Source material:
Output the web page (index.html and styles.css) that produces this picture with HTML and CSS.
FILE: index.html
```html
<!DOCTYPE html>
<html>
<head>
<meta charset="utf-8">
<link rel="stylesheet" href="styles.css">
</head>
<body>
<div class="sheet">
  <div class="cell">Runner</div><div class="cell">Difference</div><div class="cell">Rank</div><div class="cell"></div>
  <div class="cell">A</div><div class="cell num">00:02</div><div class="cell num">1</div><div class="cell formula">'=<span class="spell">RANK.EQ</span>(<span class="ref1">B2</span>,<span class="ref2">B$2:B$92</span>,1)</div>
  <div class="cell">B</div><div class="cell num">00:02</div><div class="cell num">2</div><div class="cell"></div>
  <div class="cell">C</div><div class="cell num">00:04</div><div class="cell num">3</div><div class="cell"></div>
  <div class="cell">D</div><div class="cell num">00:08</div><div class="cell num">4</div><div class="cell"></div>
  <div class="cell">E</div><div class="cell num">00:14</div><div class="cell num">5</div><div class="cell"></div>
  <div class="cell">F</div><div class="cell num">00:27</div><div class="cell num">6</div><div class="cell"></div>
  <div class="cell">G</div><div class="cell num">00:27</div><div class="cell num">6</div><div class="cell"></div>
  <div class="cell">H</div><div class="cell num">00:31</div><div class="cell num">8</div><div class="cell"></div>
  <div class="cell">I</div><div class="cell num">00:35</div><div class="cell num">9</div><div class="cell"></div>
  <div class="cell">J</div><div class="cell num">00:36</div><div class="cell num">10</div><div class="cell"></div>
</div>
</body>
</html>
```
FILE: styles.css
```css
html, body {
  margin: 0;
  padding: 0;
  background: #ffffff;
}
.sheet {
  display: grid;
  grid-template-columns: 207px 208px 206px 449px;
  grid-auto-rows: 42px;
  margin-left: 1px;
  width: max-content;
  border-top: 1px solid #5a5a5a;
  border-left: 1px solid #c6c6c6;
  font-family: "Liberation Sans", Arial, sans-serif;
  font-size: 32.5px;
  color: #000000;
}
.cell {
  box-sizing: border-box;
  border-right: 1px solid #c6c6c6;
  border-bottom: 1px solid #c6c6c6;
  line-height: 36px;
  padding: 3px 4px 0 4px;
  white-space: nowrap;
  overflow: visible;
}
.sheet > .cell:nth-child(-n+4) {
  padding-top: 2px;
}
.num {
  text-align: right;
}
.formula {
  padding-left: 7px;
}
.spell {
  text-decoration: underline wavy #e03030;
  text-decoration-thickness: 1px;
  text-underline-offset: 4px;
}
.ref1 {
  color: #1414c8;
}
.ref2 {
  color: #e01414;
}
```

Objective:
Retype the listing exactly, in full.

Expected answer:
Output the web page (index.html and styles.css) that produces this picture with HTML and CSS.
FILE: index.html
```html
<!DOCTYPE html>
<html>
<head>
<meta charset="utf-8">
<link rel="stylesheet" href="styles.css">
</head>
<body>
<div class="sheet">
  <div class="cell">Runner</div><div class="cell">Difference</div><div class="cell">Rank</div><div class="cell"></div>
  <div class="cell">A</div><div class="cell num">00:02</div><div class="cell num">1</div><div class="cell formula">'=<span class="spell">RANK.EQ</span>(<span class="ref1">B2</span>,<span class="ref2">B$2:B$92</span>,1)</div>
  <div class="cell">B</div><div class="cell num">00:02</div><div class="cell num">2</div><div class="cell"></div>
  <div class="cell">C</div><div class="cell num">00:04</div><div class="cell num">3</div><div class="cell"></div>
  <div class="cell">D</div><div class="cell num">00:08</div><div class="cell num">4</div><div class="cell"></div>
  <div class="cell">E</div><div class="cell num">00:14</div><div class="cell num">5</div><div class="cell"></div>
  <div class="cell">F</div><div class="cell num">00:27</div><div class="cell num">6</div><div class="cell"></div>
  <div class="cell">G</div><div class="cell num">00:27</div><div class="cell num">6</div><div class="cell"></div>
  <div class="cell">H</div><div class="cell num">00:31</div><div class="cell num">8</div><div class="cell"></div>
  <div class="cell">I</div><div class="cell num">00:35</div><div class="cell num">9</div><div class="cell"></div>
  <div class="cell">J</div><div class="cell num">00:36</div><div class="cell num">10</div><div class="cell"></div>
</div>
</body>
</html>
```
FILE: styles.css
```css
html, body {
  margin: 0;
  padding: 0;
  background: #ffffff;
}
.sheet {
  display: grid;
  grid-template-columns: 207px 208px 206px 449px;
  grid-auto-rows: 42px;
  margin-left: 1px;
  width: max-content;
  border-top: 1px solid #5a5a5a;
  border-left: 1px solid #c6c6c6;
  font-family: "Liberation Sans", Arial, sans-serif;
  font-size: 32.5px;
  color: #000000;
}
.cell {
  box-sizing: border-box;
  border-right: 1px solid #c6c6c6;
  border-bottom: 1px solid #c6c6c6;
  line-height: 36px;
  padding: 3px 4px 0 4px;
  white-space: nowrap;
  overflow: visible;
}
.sheet > .cell:nth-child(-n+4) {
  padding-top: 2px;
}
.num {
  text-align: right;
}
.formula {
  padding-left: 7px;
}
.spell {
  text-decoration: underline wavy #e03030;
  text-decoration-thickness: 1px;
  text-underline-offset: 4px;
}
.ref1 {
  color: #1414c8;
}
.ref2 {
  color: #e01414;
}
```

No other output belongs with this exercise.